Однако в этой негрубости скрывался главный яд: Ельчанинов ускользал от возможности осудить его поведение и в собственном своем сознании не имел достаточного материала, чтобы убедиться с очевидностью в том, что он вовсе не невинен, во всяком случае, не так невинен, как думал он о себе сам. Он избегал близости с равными себе по летам и по силе, а тем более старших себя, и предпочитал младших, которые безответнее отдавались его ухаживаниям. Все свои способности Ельчанинов обращал, чтобы очаровать и закрепить свое очарование. Он возносил того, с кем имел дело, на престол и внушал неопытной душе сказку об ее избранничестве, исключительности, о ее праве на поклонение, а сам в это время выпивал эту душу, раскрывшуюся пред ним с доверием, какого она никогда не имела и пред собою. Все прочие отношения, дела и обязанности меркли пред нею, любовь и внимание близких начинали казаться пресными, слишком умеренными и сдержанными, душа тяготилась всем, что не было Ельчаниновым. А он, как только это произошло, соскучивался, охладевал и бросал ее, если можно – старался просто уехать и исчезнуть из вида. Он мог быть верным, только если чужая душа держалась и, несмотря на обольщение, не отдавала ему себя; тогда Ельчанинов время от времени возобновлял свои попытки, худел и мучился неуспехом. Это, однако, не было действием по рассчитанному плану, не было и самолюбием, а подвигалось каким-то непреодолимым инстинктом, очень по-женски.

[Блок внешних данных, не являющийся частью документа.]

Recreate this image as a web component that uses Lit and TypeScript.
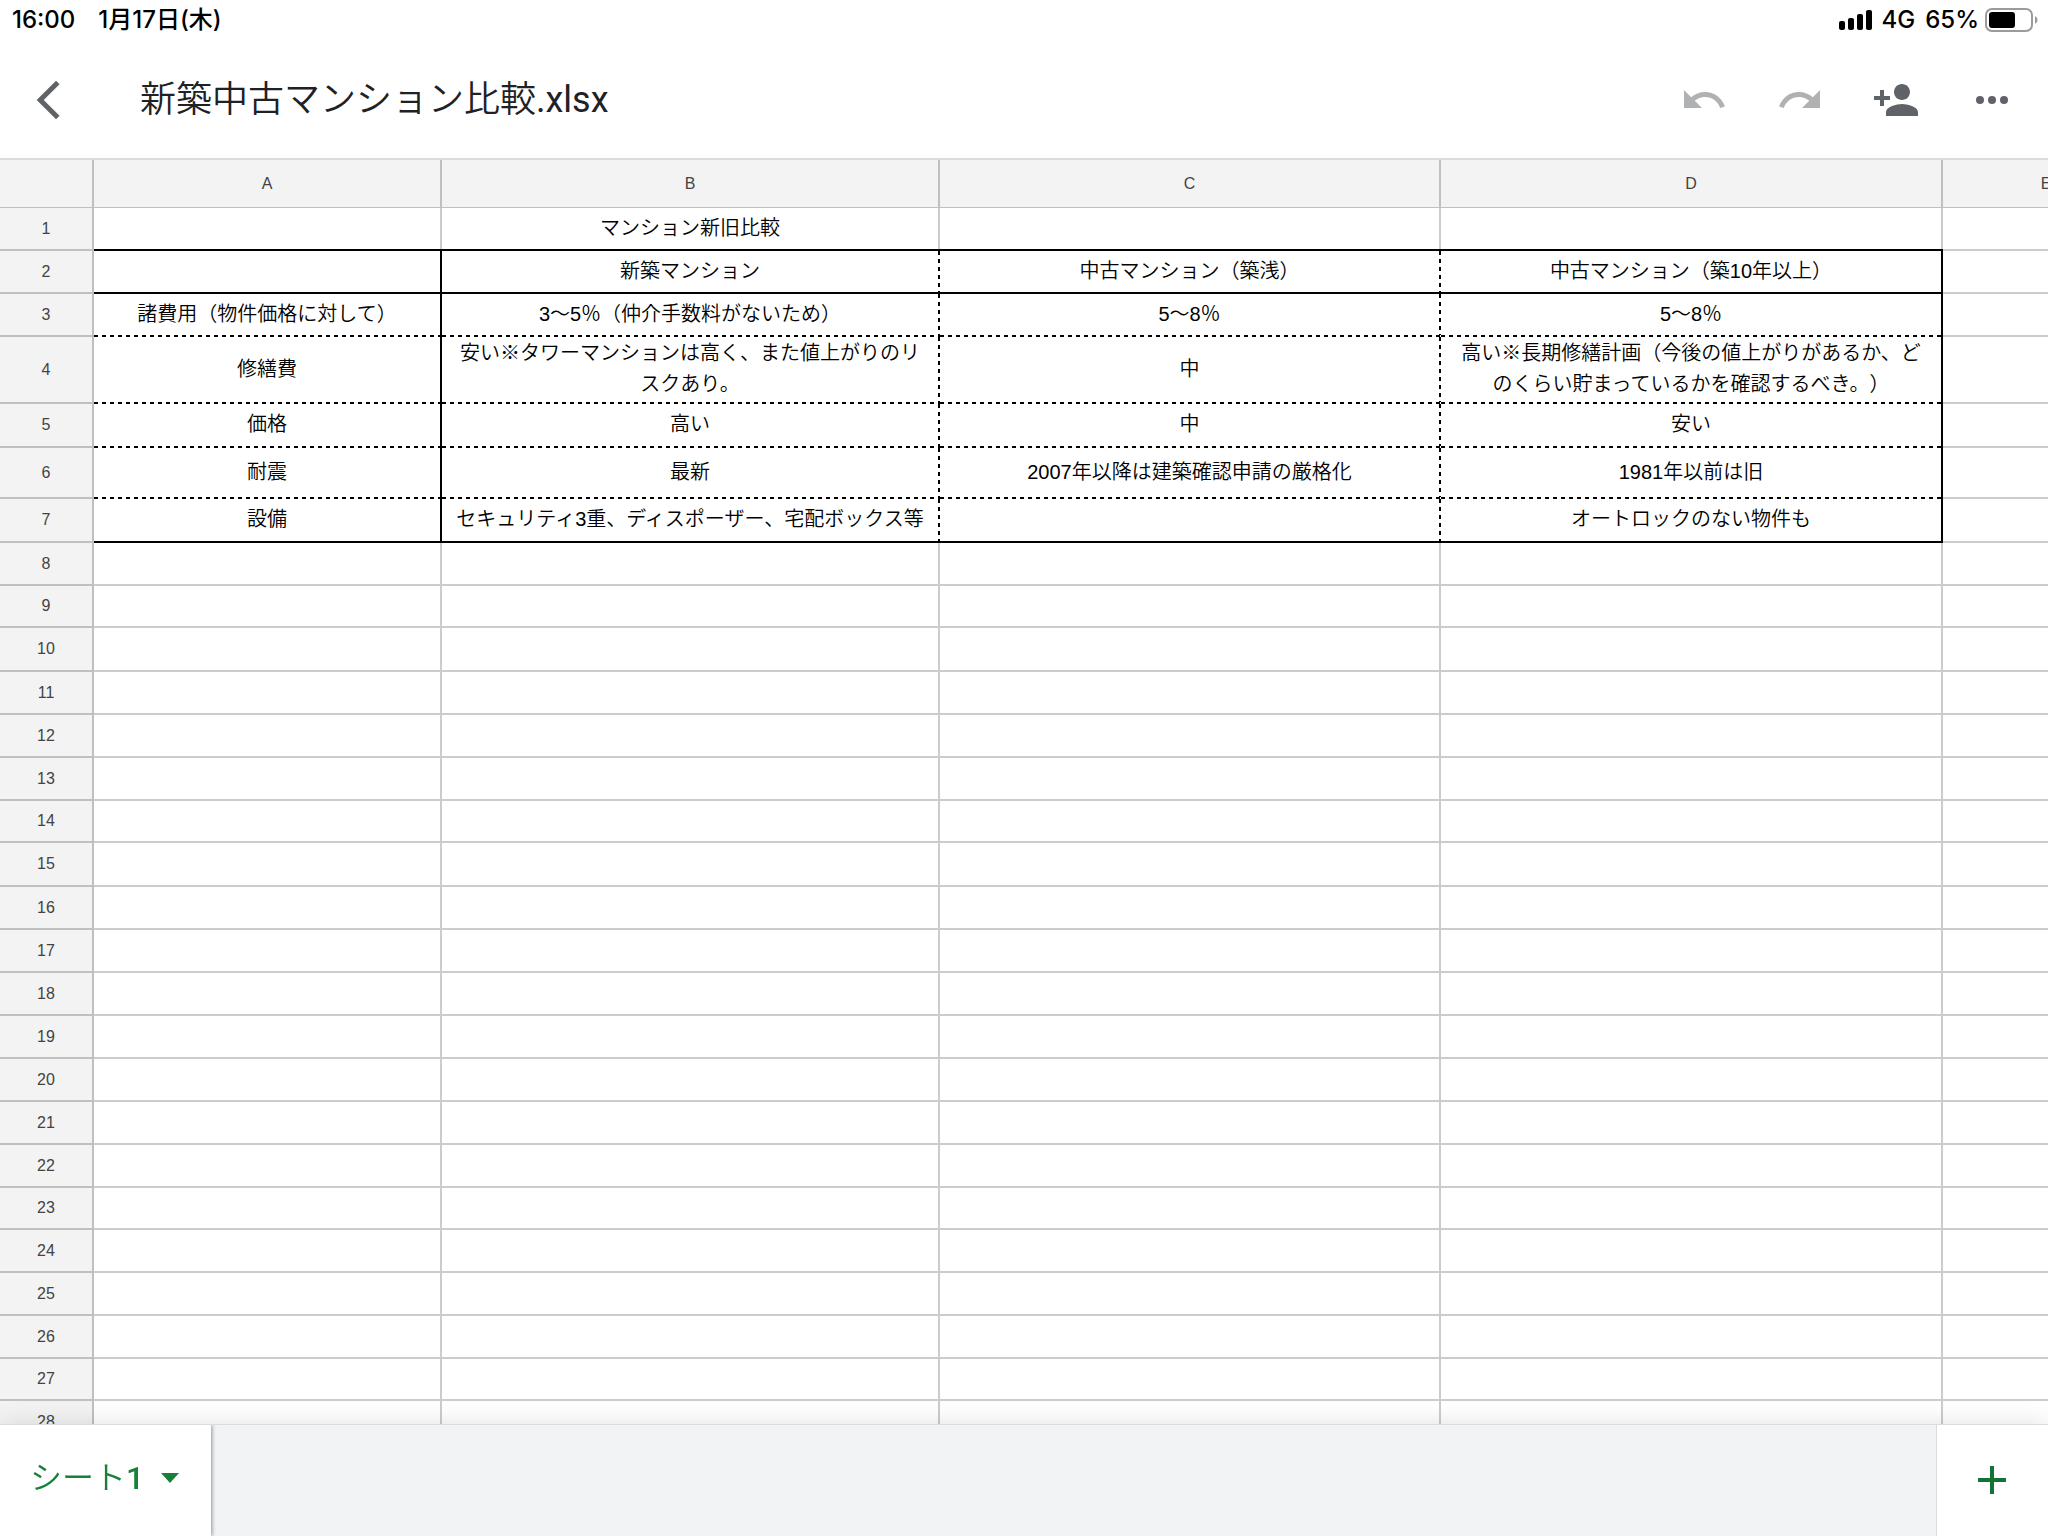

Победы давались особенно легко и были наиболее сладостны, когда жертва любви была совсем еще молода, и чем моложе, тем желаннее. Подростки, еще лучше дети – на них преимущественно обращались волнения Ельчанинова. Окружающие, то есть взрослые (до чего бывают слепы эти взрослые!), в один голос считали Ельчанинова прирожденным педагогом. За его уроками, за его воспитанием, даже просто за педагогическими советами гонялись, как за визитами знаменитого врача. В частности, одно время пытались привлечь его в воспитании детей великого князя Петра Николаевича, но Ельчанинов отклонил это приглашение. И действительно, не имея в себе педагогической заскорузлости и нисколько не считаясь с педагогической рецептурой, Ельчанинов подходил к каждому отдельному случаю непосредственно и с интересом, забывая о занятиях как о ремесле и отдаваясь взятым на себя обязанностям, которые не были, впрочем, для него обязанностями, а скорее – очередным романом. В каждом случае он изобретал новые приемы обучения, будил мысль и интерес, волновал. У него занимались с интересом, его наставления охотно выслушивались и даже выполнялись, вообще он мог вести своих учеников в большинстве случаев куда хотел, хотя изредка бывали такие, которым он не внушал доверия и которые определенно не любили его. Программа усваивалась, и все казалось благополучным. Но на самом деле Ельчанинов вырывал ребенка из его семьи и незаметно для себя внушал ему недоверие к близким и научал замыкаться от них; воспитанник открывал новую для себя, не то пренебрежительную, не то укорительно-осудительную точку зрения на своих родителей и всех прочих, ибо все и все казалось ему теперь мещанским, прозаическим, мелким, а все обязанности и жизненные отношения – условными и ничтожными. Это был род хмеля, но не невинный, как хмель. Разорвав жизненные нити и уйдя, Ельчанинов оставлял в душе смуту, чувство пустоты и рану, к которой присоединялись отрава повышенной самооценки и соответственные требования от жизни»
ЕМЕЛЬЯНОВ-КОХАНСКИЙ Александр Николаевич
«В первой половине [18]90-х годов многие москвичи обращали внимание на молодого, красивого человека, одетого по-кавказски – в черной бурке и барашковой шапке, разгуливавшего по Тверской улице и Тверскому бульвару с хлыстом в руках, – это был поэт-декадент Александр Николаевич Емельянов-Коханский.